In the first 26 years I lived in my condo, I had one mouse experience. Then last fall, after the building next year had a fire, I had a mouse in my bedroom wall. My friend and neighbor Joe got rid of it for me. It appeared to be a one and done mouse situation.
While the fire next door was small the water damage from putting it out was HUGE. And after about a year of negotiating with insurance and contractors, construction began in earnest on what is a down-to-the-studs, out with the ruined floors, gut reno.
The noise – jackhammering, drilling, pounding, sluicing old floorboards and cabinets out the window and down the chute into the dumpster – has been terrible. At least it was until I got myself a pair of $300 Bose noise-canceling headphones. Bust they jut cancel (muffle, actually) the noise. They do nothing for the mice.
The building next door is one of a series of row houses built circa 1860, on landfill, on the flat part of Beacon Hill. My condo is in another of these buildings.
Amazing, given the antiquity of my building, not to mention that landfill aspect, that I’ve only had two mice prior to this year. But now…
About a week ago, I was sitting in my den when I saw a mouse scamper across my field of vision and into the den closet. I opened the door to the closet and – eek! – the mouse ran out. Not expecting a confrontation, I shrieked, the mouse freaked, and then it streaked. Whereto, I didn’t quite see.
So I re-upped, with new mouse-bait gel, the two types of traps I’d gotten last year when I had the mouse in the wall: old-fashioned spring guillotine traps, and new-fangled plastic ones that lure mice in then slam the door on them and their tiny little lives.
I didn’t catch anything. But I didn’t see anything for a few days, either.
Sometimes I can be optimistic. Maybe, I told myself, it was just passing through.
Nope. After a few nights, it paid another visit. I screamed at it to f-off, and it f-offed to behind the loveseat I’d been sitting on. After that I couldn’t see where it went, but I did tip the loveseat up and determine that it hadn’t taken up residence in there.
I bought and put out more of both types of traps, but this time swapped out the green gel bait for peanut butter. Plus I put some ward-off, anti-mice packets full of something at the place I figured they might be coming through.
Then on Sunday evening, while watching baseball, it (or one of its pals or – ick – babies: this one did look pretty tiny) ran onto the rug in front of the loveseat. I cursed at this little critter, but softly this time, telling it that there was nothing for him in the den. Sure, I eat in front of the TV plenty of times, but it’s not like I’m slobbing food on to the rug (at least not without picking it up).
On Monday, I set in supplies:
Steel wool to plug up the cracks in the baseboard. Duh! Why hadn’t I thought of this first thing. After all, part of the charm in living in an ancient building is that it sometimes settles, leaving gaps between floor and baseboard.
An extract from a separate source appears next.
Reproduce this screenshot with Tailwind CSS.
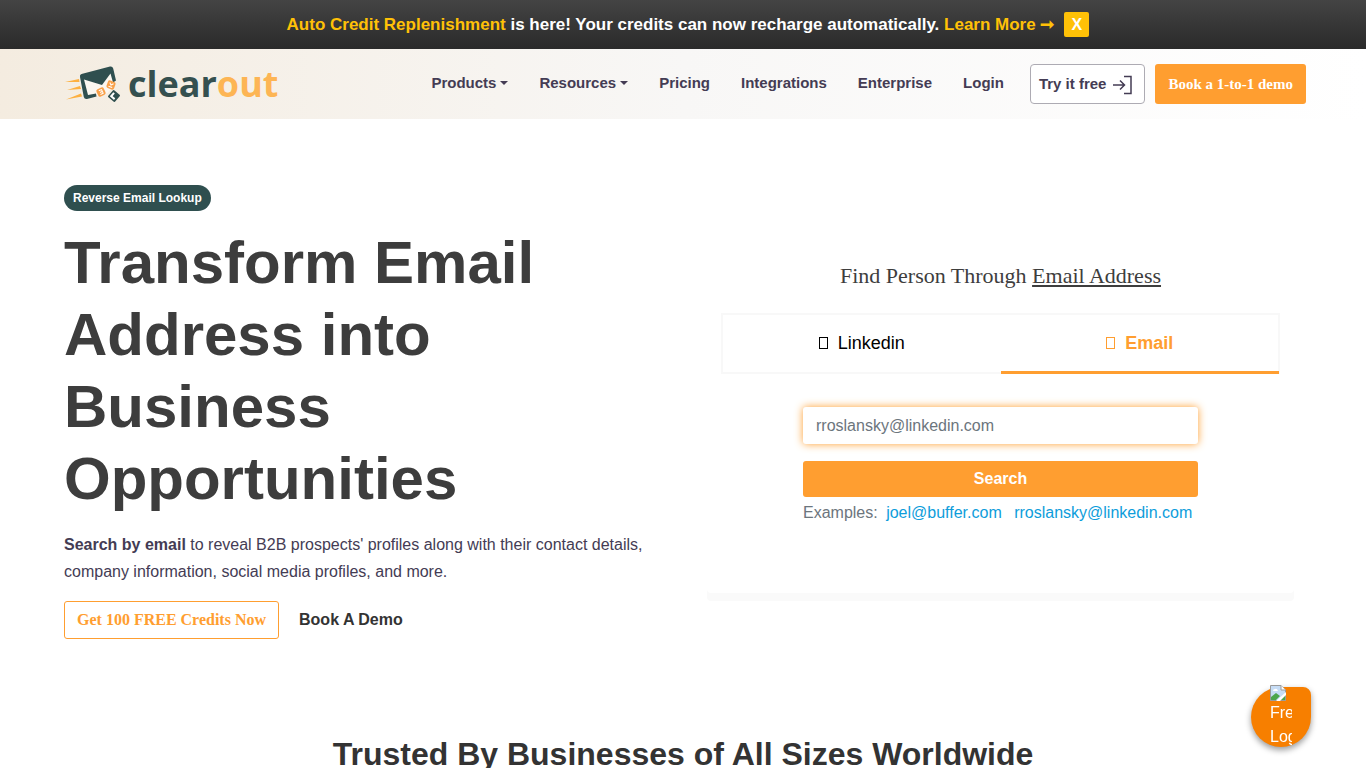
<!DOCTYPE html>
<html lang="en">
  <head>
    <meta charset="UTF-8" />
    <meta name="viewport" content="width=device-width, initial-scale=1.0" />
    <title>Reverse Email Lookup - Clearout</title>
    <script src="https://cdn.jsdelivr.net/npm/@tailwindcss/browser@4"></script>
  </head>

  <body class="bg-white font-['Liberation_Sans',Arial,sans-serif] text-base text-[#3d3d3d] overflow-x-hidden">
    <!-- Announcement bar -->
    <div
      class="flex items-center justify-center gap-[10px] h-[49px] pl-[10px] bg-linear-to-b from-[#444] to-[#2a2a2a] text-white text-[17px] font-bold"
    >
      <p>
        <span class="text-[#ffc107]">Auto Credit Replenishment</span>
        is here! Your credits can now recharge automatically.
        <a href="#" class="text-[#ffc107]">Learn More ➞</a>
      </p>
      <button class="size-[25px] rounded-xs bg-[#ffc107] text-base font-bold leading-none">X</button>
    </div>

    <!-- Navigation -->
    <header
      class="flex items-center justify-between h-[70px] pl-16 pr-[60px] bg-linear-to-r from-[#f4ece0] via-[#f8f7f6] to-white"
    >
      <a href="#" class="flex items-center gap-2">
        <svg class="w-[56px] h-[38px]" viewBox="0 0 56 38" fill="none">
          <path d="M1 17L15 14L15.500 17Z M3 25L16 21L17 24Z M2 34.500L17 28.500L18 31.500Z" fill="#fdb040" />
          <path d="M19 11L46 4L51 17L44 28L33 31L22 32Z" fill="#fbf7f0" />
          <path
            d="M17.500 9L46 1.500Q48.500 1 49.200 3.500L52 15.500L49 17.500L46.500 8.500L38 20L20 14.500L24 30L32 28.500L32.500 31.500L23 34Q20.500 34.500 19.800 32L16 12Q15.500 9.700 17.500 9Z"
            fill="#2f4f4f"
          />
          <g transform="rotate(20 47 20)">
            <rect x="43" y="16" width="8" height="8" rx="2" fill="#f9a14a" />
            <path d="M45 18L47 20L49 18M45 22H49" stroke="#fff" />
          </g>
          <g transform="rotate(-25 37 27)">
            <rect x="33" y="23" width="8" height="8" rx="2" fill="#f9a14a" />
            <path d="M35.500 25H38.500V29H35.500M36 27H38" stroke="#fff" />
          </g>
          <g transform="rotate(40 50 31)">
            <rect x="45.500" y="26.500" width="9" height="9" rx="1" fill="#2f4f4f" />
            <path d="M48 28.500V33H52.500" stroke="#fff" stroke-width="2" />
          </g>
        </svg>
        <span class="font-['Open_Sans',sans-serif] text-4xl leading-9 font-bold text-[#35504f]"
          >clear<span class="text-[#fdb554]">out</span></span
        >
      </a>

      <div class="flex items-center gap-[26px] text-[15px] font-bold text-[#443c54]">
        <nav class="flex items-center gap-[31px] pb-[2px]">
          <button class="flex items-center gap-1 font-bold">
            Products
            <svg class="w-2 h-1" viewBox="0 0 8 4" fill="currentColor"><path d="M0 0H8L4 4Z" /></svg>
          </button>
          <button class="flex items-center gap-1 font-bold">
            Resources
            <svg class="w-2 h-1" viewBox="0 0 8 4" fill="currentColor"><path d="M0 0H8L4 4Z" /></svg>
          </button>
          <a href="#">Pricing</a>
          <a href="#">Integrations</a>
          <a href="#">Enterprise</a>
          <a href="#">Login</a>
        </nav>
        <div class="flex gap-[10px]">
          <a href="#" class="flex items-center gap-[6px] h-10 pl-2 pr-3 border border-[#adabb3] rounded-sm bg-white">
            Try it free
            <svg class="w-5 h-5 mt-[2px]" viewBox="0 0 20 20" fill="none" stroke="currentColor" stroke-width="1.500">
              <path d="M1 10H12M8 5.500L12.500 10L8 14.500M12 1.500H19V18.500H12" />
            </svg>
          </a>
          <a
            href="#"
            class="flex items-center h-10 px-[13px] rounded-[3px] bg-[#ff9e30] text-white font-['Liberation_Serif',serif]"
            >Book a 1-to-1 demo</a
          >
        </div>
      </div>
    </header>

    <!-- Hero -->
    <main>
      <section class="grid grid-cols-2 gap-14 pl-16 pr-[72px] pt-[66px]">
        <div>
          <span class="inline-flex items-center h-[26px] px-[9px] rounded-full bg-[#2f4f4f] text-white text-xs font-bold"
            >Reverse Email Lookup</span
          >
          <h1 class="mt-4 text-[60px] leading-[72px] font-bold">Transform Email Address into Business Opportunities</h1>
          <p class="mt-4 leading-[27px] text-[#443c54]">
            <b>Search by email</b> to reveal B2B prospects' profiles along with their contact details, company
            information, social media profiles, and more.
          </p>
          <div class="flex items-center gap-5 mt-4 font-bold">
            <a
              href="#"
              class="flex items-center h-[38px] px-3 border border-[#ff9e30] rounded-[3px] text-[#ff9e30] font-['Liberation_Serif',serif]"
              >Get 100 FREE Credits Now</a
            >
            <a href="#" class="text-[#333]">Book A Demo</a>
          </div>
        </div>

        <div class="mt-[54px] h-[354px] px-[14px] pt-6 rounded-sm bg-white shadow-[0_8px_0_#fafafa]">
          <h2 class="text-center text-[22px] leading-[26px] font-['Liberation_Serif',serif]">
            Find Person Through <span class="underline underline-offset-2 decoration-2">Email Address</span>
          </h2>
          <div class="grid grid-cols-2 mt-6 h-[61px] border-2 border-[#f8f8f8] text-lg">
            <button class="flex items-center justify-center gap-[10px] pb-[2px] text-black">
              <span class="w-[9px] h-3 border border-current"></span>Linkedin
            </button>
            <button
              class="flex items-center justify-center gap-[10px] -mb-[2px] -mr-[1px] pb-[1px] border-b-3 border-[#ff9e30] text-[#ff9e30] font-bold"
            >
              <span class="w-[9px] h-3 border border-current"></span>Email
            </button>
          </div>
          <form class="max-w-[395px] mx-auto mt-[33px]">
            <input
              type="email"
              aria-label="Email address"
              placeholder="rroslansky@linkedin.com"
              class="block w-full h-[37px] px-[13px] rounded-[3px] bg-white placeholder:text-[#6c757d] shadow-[0_0_9px_#ff9e30] outline-none"
            />
            <button type="button" class="block w-full h-9 mt-[17px] rounded-[3px] bg-[#ff9e30] text-white font-bold">
              Search
            </button>
            <p class="mt-1 text-[#6c757d]">
              Examples:
              <a href="#" class="ml-1 text-[#0d9ddb]">joel@buffer.com</a>
              <a href="#" class="ml-2 text-[#0d9ddb]">rroslansky@linkedin.com</a>
            </p>
          </form>
        </div>
      </section>

      <section class="pt-24">
        <h2 class="text-center text-[32px] leading-[38px] font-bold text-[#333]">
          Trusted By Businesses of All Sizes Worldwide
        </h2>
      </section>
    </main>

    <!-- Chat launcher -->
    <button
      class="fixed right-[55px] bottom-[21px] size-[60px] rounded-[30px] rounded-tr-lg bg-[#f77f00] text-white text-left shadow-[0_3px_6px_rgba(0,0,0,0.4)]"
    >
      <span class="block w-[22px] h-[61px] mx-auto -mt-[3px] overflow-hidden leading-6">
        <svg class="w-4 h-4" viewBox="0 0 16 16">
          <path d="M.5 .5H11L15.500 5V15.500H.5Z" fill="#c6dcf5" stroke="#9a9a9a" />
          <path d="M11 .5V5H15.500" fill="#fff" stroke="#9a9a9a" />
          <path d="M3 6Q3 4 5 4Q7 3 8 6Z" fill="#fff" />
          <path d="M1 15V12L6 8L10 11L6 15Z M9 15L15 9V15Z" fill="#4ca64c" />
          <path d="M6 16L16 7V10L10 16Z" fill="#fff" />
        </svg>
        Fresh Logo
      </span>
    </button>
  </body>
</html>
Me and my trusty screwdriver went at it with the steel wool. It’s not a great look, but who cares?
Peppermint oil. Tim at the Gym also lives in an ancient urban condo. He recommended peppermint oil. And the very helpful person at Whole Foods told me that, before she got her cat – and I am NOT going there – she used peppermint oil on cotton swabs to keep mice at bay. I didn’t use the cotton swabs, but The Google confirmed the merits of peppermint oil, so I made up a spray bottle full of one-part peppermint oil (which ain’t cheap, at least not at Whole) and one part water. And I sprayed around baseboards I’d plugged with steel wool, as well as those that didn’t appear to have any gaps.
Irish Spring. Who knew that Irish Spring soap was good for something? The Google, that’s who. I couldn’t face clearing out the den closet, 8 foot deep and chocked full of useless desktops, laptops, routers, and printers. Not to mention plastic containers full of bedding. And other stuff. So I chopped up a couple of bars of Irish Spring and hurled them to the back of the closet. Mice be gone!
It’s only been a night or two, but so far so good.
Meanwhile, the gut reno-ing next door continues a-pace. Guess I should be happy that it hasn’t dislodged a larger member of the rodent family. If that happens, well, both my sisters are on the alert for my decamping to one of their places if I spot one of those jumbos.
I’m shuddering as I read this. Hope you are now rodent-free.